Every Monday, we’ll highlight a piece of writing from our vaults. This review of Le Pont du Nord originally ran as a home video review.

Jacques Rivette’s Le Pont du Nord (out on Blu-ray this week from Kino Lorber) gives us a way of looking at a city that is a unique mix of the pragmatic and the idiosyncratic. The film presents us with two societally marginalized but dynamic individuals and then forces them to interact with their surroundings by showing us a metropolis composed entirely of public spaces. With the exception of an above-ground commuter train, there are zero interior shots. Rivette detaches the city from the private anchors of homes and workplaces where the average citizen spends most of her time and forces his characters to exist as constant political beings, always members of the populace. Even as Rivette’s Paris takes on a more mythic stature toward the film’s end, its elements remain as commonplace as they are grand. The same can be said for his protagonists.

Marie (Bulle Ogier) is fresh out of prison. The exact details of her incarceration are left vague but it’s made clear she was a part of a loose consortium of political militants. Now she’s dumped back into the heart of Paris in the bed of a truck on which she has hitched a ride. She has the clothes she’s wearing, plus an alternate skirt in a bag, and plans to reconnect with her boyfriend, Julien (Pierre Clementi) a criminal of the more petty and less idealistic variety. She repeatedly crosses paths with Baptiste (Pascale Ogier), a more nebulous character but one who would seem to be afflicted with some sort of mental illness that leaves her delusional but intensely focused. “I only eat when I can’t stand the hunger,” she says, revealing a lot about both her self-discipline and her narrow worldview. Baptiste insinuates herself into Marie’s struggle to reunite with Julien, for reasons that may have to do with a shaky idea of sisterhood or possibly just as a diversion. They uncover what they believe to be a criminal plot informed by a fantastical children’s game and begin following real and imagined clues further into the weird outskirts of the city.

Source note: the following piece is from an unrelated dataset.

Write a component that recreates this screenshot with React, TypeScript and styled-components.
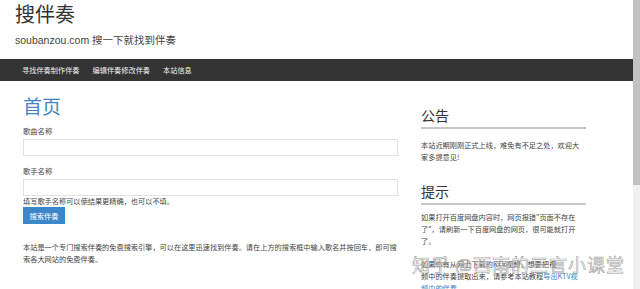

Marie’s status as a felon makes her an outsider from the jump. Her practical reasons for living life on the fringes, when compared to Baptiste’s mental illness, mark her initially as the more grounded of the two. Yet it quickly becomes clear that simply being an unconventional woman has led her to the same de facto banishment from normal life as Baptiste. Sanity doesn’t enter into it.

Baptiste, initially seeming just plain unstable (cutting the eyes out of the women in ads that paper walls and fences), gradually begins to display the method to her madness. To her, all bad guys are named Max and, we soon come to realize, all men are Maxes. Le Pont du Nord is never an overtly feminist work but, given our contemporary political climate, it’s impossible not to recognize the ways the patriarchy keeps popping up in the form of men who either expect Marie and Baptiste to do as they’re told or who dismiss them as non-threats even when they don’t.

As the two women follow their clues, their quixotic journey takes them to more and more sparsely populated areas. The abandoned lots and half-completed construction sites are aesthetically drab but Marie and Baptiste’s quest imbues them with a sense of magic, literalized at one point in the form of an industrial chute that looks and behaves like a dragon. It may be that these things are only happening in the women’s imaginations as a coping mechanism, as in Peter Jackson’s Heavenly Creatures. But Rivetter’s presentation suggests otherwise. He mixes the mundane and the mythical like a subtle reverse of Jacques Demy’s Donkey Skin. Despite predominantly employing a handheld, documentary-style aesthetic, he also repeatedly adds in seemingly unrelated shots that swoop around and focus on stone lions in a fountain in a city square. It’s the kind of statuary many of us might pass every day, too clouded by routine to stop and wonder if they might possibly be real.